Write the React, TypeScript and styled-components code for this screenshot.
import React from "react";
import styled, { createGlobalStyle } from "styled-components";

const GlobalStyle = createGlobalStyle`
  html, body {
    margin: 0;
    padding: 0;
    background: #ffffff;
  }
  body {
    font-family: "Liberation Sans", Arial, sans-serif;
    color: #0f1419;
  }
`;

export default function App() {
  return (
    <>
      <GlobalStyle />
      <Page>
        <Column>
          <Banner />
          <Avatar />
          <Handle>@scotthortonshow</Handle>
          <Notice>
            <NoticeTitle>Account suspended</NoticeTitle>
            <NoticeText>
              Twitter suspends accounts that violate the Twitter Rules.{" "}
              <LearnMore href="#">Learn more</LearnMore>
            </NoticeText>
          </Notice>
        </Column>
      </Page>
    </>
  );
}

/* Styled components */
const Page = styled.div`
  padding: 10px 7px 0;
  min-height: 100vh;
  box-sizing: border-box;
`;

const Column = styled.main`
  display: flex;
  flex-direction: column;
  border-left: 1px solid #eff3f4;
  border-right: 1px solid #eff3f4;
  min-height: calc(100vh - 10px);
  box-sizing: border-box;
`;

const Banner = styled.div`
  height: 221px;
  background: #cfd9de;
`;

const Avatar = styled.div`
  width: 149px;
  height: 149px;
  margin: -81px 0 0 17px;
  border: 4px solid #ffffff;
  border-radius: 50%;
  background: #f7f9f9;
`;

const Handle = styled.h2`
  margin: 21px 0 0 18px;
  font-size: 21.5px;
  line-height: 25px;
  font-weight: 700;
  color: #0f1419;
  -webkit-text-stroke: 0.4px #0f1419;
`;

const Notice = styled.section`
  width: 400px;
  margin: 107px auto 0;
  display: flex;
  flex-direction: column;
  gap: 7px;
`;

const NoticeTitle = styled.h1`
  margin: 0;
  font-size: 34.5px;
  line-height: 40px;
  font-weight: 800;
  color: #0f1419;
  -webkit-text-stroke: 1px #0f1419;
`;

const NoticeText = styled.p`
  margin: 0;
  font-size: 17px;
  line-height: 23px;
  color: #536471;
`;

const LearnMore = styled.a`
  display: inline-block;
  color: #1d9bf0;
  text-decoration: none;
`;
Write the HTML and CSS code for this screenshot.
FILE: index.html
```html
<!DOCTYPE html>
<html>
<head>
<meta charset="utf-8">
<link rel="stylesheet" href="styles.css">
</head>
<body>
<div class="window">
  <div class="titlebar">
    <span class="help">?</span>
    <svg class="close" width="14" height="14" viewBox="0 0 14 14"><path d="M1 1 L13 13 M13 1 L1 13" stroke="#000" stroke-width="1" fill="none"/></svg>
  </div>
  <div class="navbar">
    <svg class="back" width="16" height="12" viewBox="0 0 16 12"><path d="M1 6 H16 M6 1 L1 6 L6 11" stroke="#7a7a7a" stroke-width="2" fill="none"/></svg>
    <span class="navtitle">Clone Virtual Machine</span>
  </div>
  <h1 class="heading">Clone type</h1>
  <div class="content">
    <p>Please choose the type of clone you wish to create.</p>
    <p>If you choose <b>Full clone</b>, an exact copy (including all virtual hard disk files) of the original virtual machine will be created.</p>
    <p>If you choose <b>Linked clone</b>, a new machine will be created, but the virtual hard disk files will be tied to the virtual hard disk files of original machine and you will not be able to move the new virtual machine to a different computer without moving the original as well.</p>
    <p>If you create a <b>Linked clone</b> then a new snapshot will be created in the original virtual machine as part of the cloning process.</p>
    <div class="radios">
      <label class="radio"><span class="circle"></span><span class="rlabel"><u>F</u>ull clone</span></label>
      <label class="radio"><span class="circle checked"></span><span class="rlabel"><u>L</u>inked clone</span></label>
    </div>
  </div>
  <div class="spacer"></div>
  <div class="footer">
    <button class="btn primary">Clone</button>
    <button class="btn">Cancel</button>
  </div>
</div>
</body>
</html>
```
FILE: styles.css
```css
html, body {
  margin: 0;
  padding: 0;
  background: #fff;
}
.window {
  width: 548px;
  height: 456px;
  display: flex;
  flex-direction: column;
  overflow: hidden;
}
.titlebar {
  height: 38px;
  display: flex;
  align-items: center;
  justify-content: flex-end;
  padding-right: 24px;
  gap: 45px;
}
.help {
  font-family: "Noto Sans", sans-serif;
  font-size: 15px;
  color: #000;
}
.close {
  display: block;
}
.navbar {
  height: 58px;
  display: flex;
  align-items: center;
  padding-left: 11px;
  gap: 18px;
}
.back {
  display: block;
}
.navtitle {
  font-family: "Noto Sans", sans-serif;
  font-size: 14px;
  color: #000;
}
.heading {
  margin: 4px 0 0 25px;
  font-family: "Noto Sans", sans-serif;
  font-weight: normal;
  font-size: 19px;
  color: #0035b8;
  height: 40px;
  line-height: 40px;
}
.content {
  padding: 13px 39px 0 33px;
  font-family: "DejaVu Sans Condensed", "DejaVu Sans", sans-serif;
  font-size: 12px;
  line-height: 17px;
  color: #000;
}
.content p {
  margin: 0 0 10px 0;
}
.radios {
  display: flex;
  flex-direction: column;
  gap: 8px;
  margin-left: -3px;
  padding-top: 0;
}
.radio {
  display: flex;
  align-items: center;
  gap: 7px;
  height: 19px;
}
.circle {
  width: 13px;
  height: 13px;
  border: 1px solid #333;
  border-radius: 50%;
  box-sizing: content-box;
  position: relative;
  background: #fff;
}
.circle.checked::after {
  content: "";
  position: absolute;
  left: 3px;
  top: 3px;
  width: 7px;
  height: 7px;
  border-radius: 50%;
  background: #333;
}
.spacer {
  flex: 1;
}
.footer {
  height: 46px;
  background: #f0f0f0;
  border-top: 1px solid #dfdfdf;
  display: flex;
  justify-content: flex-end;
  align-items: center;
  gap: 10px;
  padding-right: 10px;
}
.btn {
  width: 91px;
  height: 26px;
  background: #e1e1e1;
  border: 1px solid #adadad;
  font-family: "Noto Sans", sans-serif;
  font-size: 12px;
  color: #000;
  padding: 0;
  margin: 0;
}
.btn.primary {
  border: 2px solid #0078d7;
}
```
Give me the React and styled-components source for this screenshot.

▸ Exercise
Return each line among the entries that holds the word "this".

▸ Task output
Write the React, TypeScript and styled-components code for this screenshot.
Write the HTML and CSS code for this screenshot.
Give me the React and styled-components source for this screenshot.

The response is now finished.